Shares in Burberry rose almost 2.8% on Friday after the British luxury group said stores in its key markets of mainland China and South Korea had returned to growth, giving investors some hope of recovery in the global luxury industry, which has been severely impacted by the pandemic.
Comparable sales were down 27% in the final quarter for the company, while pretax profit for the 12 months to 28 March fell 62% year-over-year to £169 million.
However, CEO Marco Gobbetti said Burberry BRBY, +2.58% was encouraged by the “strong rebound” in some parts of Asia and was well-prepared to navigate through this period, as he presented Burberry’s annual results.
But he cautioned that some of the rebound in China had likely benefited from some repatriation spend, as Chinese customers could no longer travel to shop abroad. “As a result, it could take some time for the luxury industry to recover to precrisis levels,” Gobbetti said.
Sophie Lund-Yates, equity analyst at Hargreaves Lansdown, said Burberry was heavily exposed to traveling consumers, with tourists from Asia an important part of the sales story in other regions. “It’s going to be a while until tourism is firing on all cylinders, so this will continue to be a drag on performance,” she said.
Burberry’s revenue for the year fell 3% to £2.63 billion, compared with £2.72 billion for the same period a year earlier. The company said it has taken a £157 million charge against the value of its store estate and a further £68 million charge against the value of inventory.
Shares in Burberry were trading 2% higher at 1,403 pence in early London trading on Friday.
The FTSE-listed company, renowned for its distinctive checked coats and scarfs, said it expected the first quarter to end June 2020 to be “severely impacted,” with store closures likely to be at or near peak for most of the quarter.
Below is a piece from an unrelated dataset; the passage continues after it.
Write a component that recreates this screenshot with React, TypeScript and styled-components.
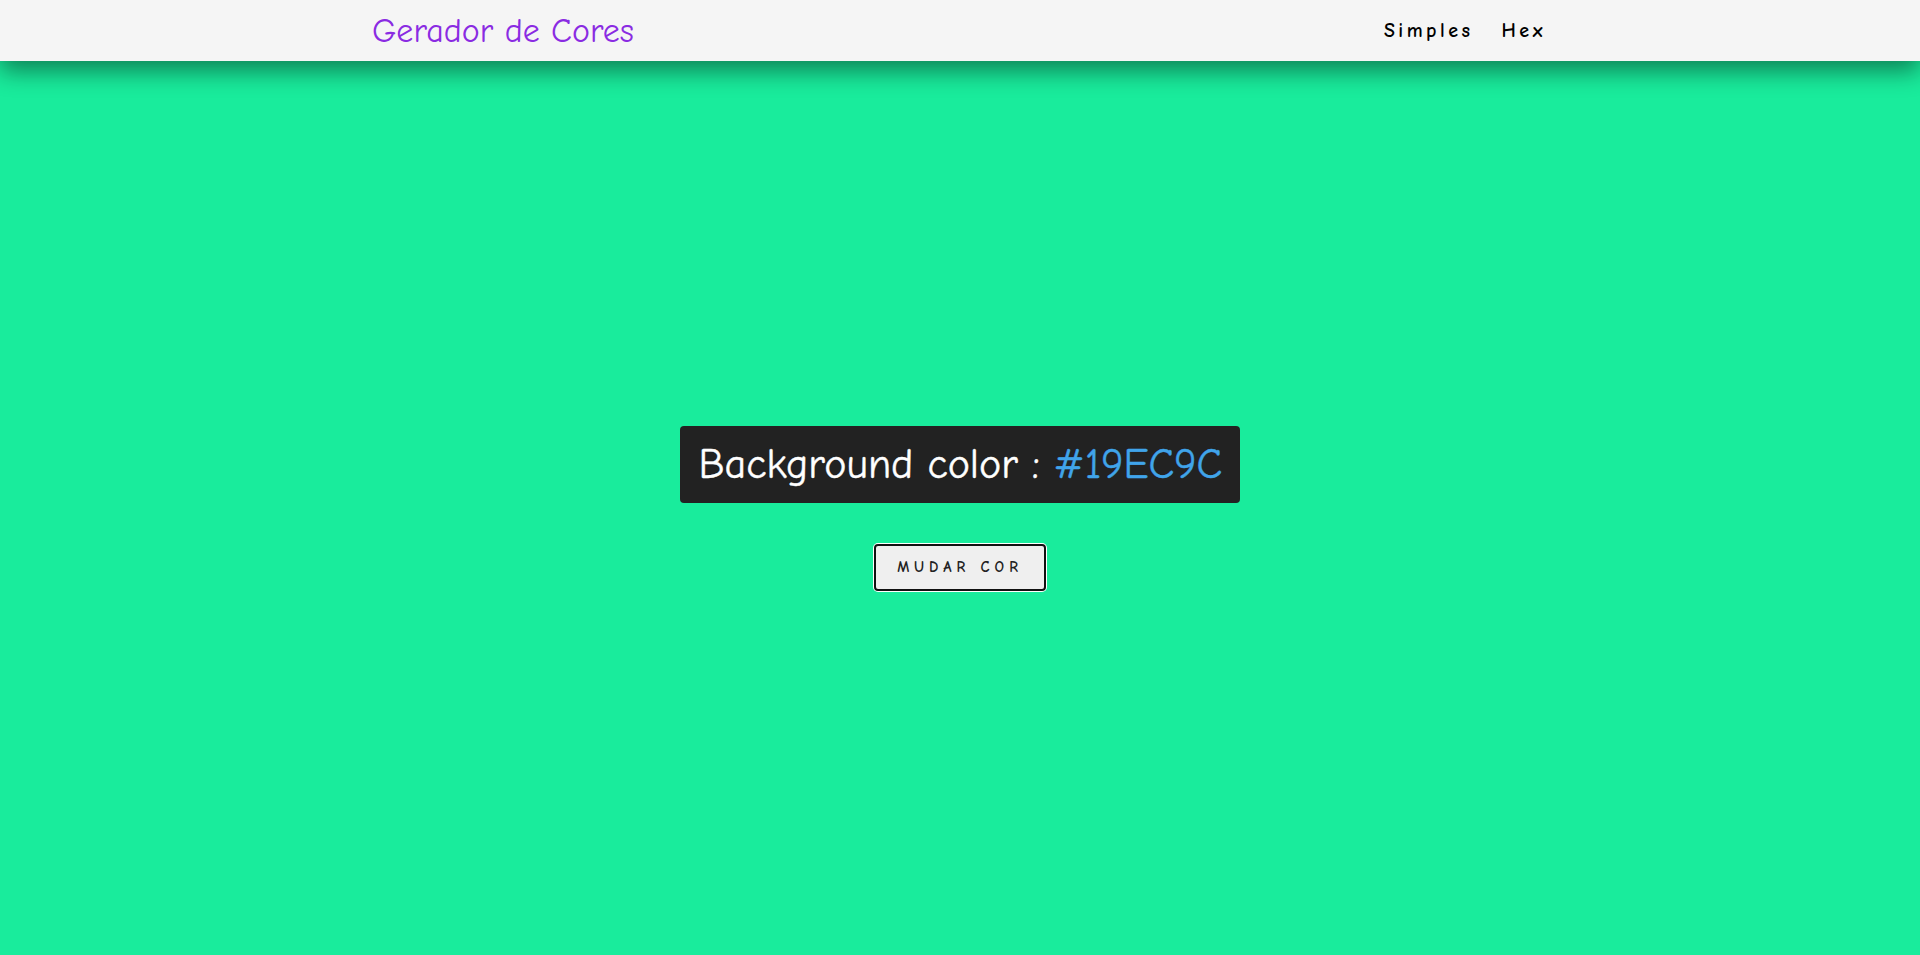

The group currently has 50% of its store network closed.
“The severity of the pandemic has unsurprisingly scythed through revenues, with comparable-store sales in the fourth quarter dropping 27% as 60% of stores were closed at the end of March, in stark contrast to the preceding nine months when the figure was up 4%. Pretax profits are sharply down, although revenues held up reasonably well and are in line with expectations,” said Richard Hunter, head of markets at Interactive Investor.
Burberry said that, given the current uncertainty, it couldn’t declare a final dividend and would review future shareholder payouts at the end of its 2021 financial year.
Gobbetti said Burberry was making strong progress in its strategy to reposition the brand, with sales growing ahead of expectations, before the pandemic. The group said it is trying to find new ways of connecting with consumers by stepping up its digital presence.
Burberry’s free cash flow dropped sharply to £66 million from £310 million a year earlier. However, the group, which has taken steps to contain costs and protect its financial position, including renegotiating rents, restricting travel and reducing discretionary spending, has cash of £887m on its balance sheet, including £300m from a drawdown of the revolving credit facility in March 2020.
“We have a strong balance sheet and liquidity, with space for investment when markets recover,” Gobbetti said.
The fashion group has mobilized its resources into support relief efforts for the pandemic. In April, Burberry retooled its factory in Yorkshire to make gowns and sourced surgical masks through its global supply chain. It has donated 150,000 pieces of personal protective equipment to the National Health Service and care charities to date.
The retailer said it had funded research into a coronavirus vaccine being developed by the University of Oxford.